Express View on Teesta dam: Safety first
On October 2023, a glacial flood ravaged four districts of Sikkim, killing more than 40 people and washing away a 60-metre-high dam of the Teesta III hydel power project. Less than 15 months later, the environment ministry’s expert appraisal committee (EAC) has cleared a proposal to construct a 118-metre high dam in its place. The panel’s decision raises questions because the design of the new structure has not been cleared by the Central Water Commission, the Geological Survey and Central Soil and Materials Research Station. A public hearing has not been held to make sure the project addresses the concerns of local people. It’s particularly disquieting that the EAC has allowed the dam’s construction before its own safety-related questions were addressed. As reported by this newspaper, the EAC was not convinced of the structure’s ability to withstand the force of flood waters. The project does not seem to have adequately factored in threats from overflowing glacial lakes.
Teesta III is part of a mega hydel power push in the Eastern Himalayas that was envisaged more than two decades ago. The project has been dogged by ecological and safety-related concerns. Hydrologists and other experts have questioned the infrastructure push in a region prone to earthquakes, landslides and climate change-related disasters. A section of the local population has opposed the project because its construction involves alteration and destruction of parts of mountains, forests and a flowing river. However, authorities in charge of the projects do not appear to have always paid heed to these issues. In 2014, for instance, the National Hydropower Corporation told the National Green Tribunal that Teesta III faced no threats from glacial lake overflows. The project took more than 12 years to construct, exceeding its budget more than two-and-a-half times. It came apart in October 2023, proving the power corporation wrong. A year later, a landslide caused a loss of more than Rs 300-crore to another project on the Teesta River — thankfully no lives were lost.

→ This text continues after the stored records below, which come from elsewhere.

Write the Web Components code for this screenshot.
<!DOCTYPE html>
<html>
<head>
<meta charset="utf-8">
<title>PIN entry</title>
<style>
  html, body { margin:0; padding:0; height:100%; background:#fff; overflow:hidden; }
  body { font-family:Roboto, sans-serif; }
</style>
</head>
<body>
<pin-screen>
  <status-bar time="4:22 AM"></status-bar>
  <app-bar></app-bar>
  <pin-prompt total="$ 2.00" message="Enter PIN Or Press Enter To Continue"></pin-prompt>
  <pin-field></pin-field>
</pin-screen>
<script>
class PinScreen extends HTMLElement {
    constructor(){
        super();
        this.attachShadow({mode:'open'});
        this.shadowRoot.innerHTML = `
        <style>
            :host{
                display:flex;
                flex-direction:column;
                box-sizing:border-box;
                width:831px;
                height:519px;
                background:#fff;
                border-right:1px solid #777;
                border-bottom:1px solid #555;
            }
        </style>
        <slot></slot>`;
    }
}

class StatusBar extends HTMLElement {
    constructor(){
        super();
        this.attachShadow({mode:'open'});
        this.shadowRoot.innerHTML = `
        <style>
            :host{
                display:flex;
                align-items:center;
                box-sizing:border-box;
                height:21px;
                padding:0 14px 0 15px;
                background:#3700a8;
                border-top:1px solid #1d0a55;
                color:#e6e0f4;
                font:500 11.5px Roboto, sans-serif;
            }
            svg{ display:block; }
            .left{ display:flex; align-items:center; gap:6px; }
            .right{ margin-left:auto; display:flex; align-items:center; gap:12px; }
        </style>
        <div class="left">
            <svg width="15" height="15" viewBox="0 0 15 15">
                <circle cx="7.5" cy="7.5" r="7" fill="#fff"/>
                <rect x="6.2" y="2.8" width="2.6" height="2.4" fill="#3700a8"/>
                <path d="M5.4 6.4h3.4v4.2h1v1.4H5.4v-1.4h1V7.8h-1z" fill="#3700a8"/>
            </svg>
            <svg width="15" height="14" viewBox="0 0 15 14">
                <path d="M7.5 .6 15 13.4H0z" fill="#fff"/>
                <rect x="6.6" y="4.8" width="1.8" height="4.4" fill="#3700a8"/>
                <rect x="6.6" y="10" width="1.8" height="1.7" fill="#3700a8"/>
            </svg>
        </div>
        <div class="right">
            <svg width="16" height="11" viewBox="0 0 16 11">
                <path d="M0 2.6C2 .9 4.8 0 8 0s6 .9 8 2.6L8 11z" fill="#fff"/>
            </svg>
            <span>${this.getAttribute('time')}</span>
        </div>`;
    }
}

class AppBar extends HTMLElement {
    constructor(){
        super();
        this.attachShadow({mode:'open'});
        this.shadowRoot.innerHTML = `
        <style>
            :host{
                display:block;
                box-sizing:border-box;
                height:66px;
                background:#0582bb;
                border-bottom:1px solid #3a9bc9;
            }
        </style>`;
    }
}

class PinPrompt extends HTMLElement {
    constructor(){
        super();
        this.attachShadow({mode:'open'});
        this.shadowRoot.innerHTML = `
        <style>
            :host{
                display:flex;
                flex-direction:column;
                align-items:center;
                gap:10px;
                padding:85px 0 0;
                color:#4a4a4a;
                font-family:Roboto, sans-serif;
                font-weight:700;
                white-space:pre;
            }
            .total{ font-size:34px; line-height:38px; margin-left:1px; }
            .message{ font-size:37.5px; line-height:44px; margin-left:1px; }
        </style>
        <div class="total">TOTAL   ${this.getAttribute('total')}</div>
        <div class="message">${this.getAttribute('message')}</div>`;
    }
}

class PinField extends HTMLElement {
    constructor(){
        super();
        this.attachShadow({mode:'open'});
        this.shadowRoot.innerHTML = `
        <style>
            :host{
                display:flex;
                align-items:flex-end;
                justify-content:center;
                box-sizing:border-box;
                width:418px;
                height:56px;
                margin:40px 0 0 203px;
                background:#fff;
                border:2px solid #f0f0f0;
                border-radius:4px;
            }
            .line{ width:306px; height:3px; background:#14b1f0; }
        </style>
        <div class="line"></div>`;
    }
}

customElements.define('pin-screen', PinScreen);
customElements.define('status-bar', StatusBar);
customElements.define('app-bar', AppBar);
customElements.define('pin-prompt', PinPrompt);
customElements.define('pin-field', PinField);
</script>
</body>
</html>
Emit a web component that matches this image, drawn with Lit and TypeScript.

Infrastructure projects in the mountains — dams, bridges, buildings, highways — must be subjected to stringent safety measures. The bar must be set particularly high for structures close to rivers or other water bodies. As the 2023 flood underlined, dams are the first to be hit when glacial lakes overflow. A growing body of scholarship shows that climate change-driven ice mass loss is exacerbating the threat of glacial lake floods. The environment ministry must, therefore, not be hasty in going ahead with its committee’s latest recommendation on Teesta III. No effort must be spared to ensure that the disaster of 2023 is not repeated.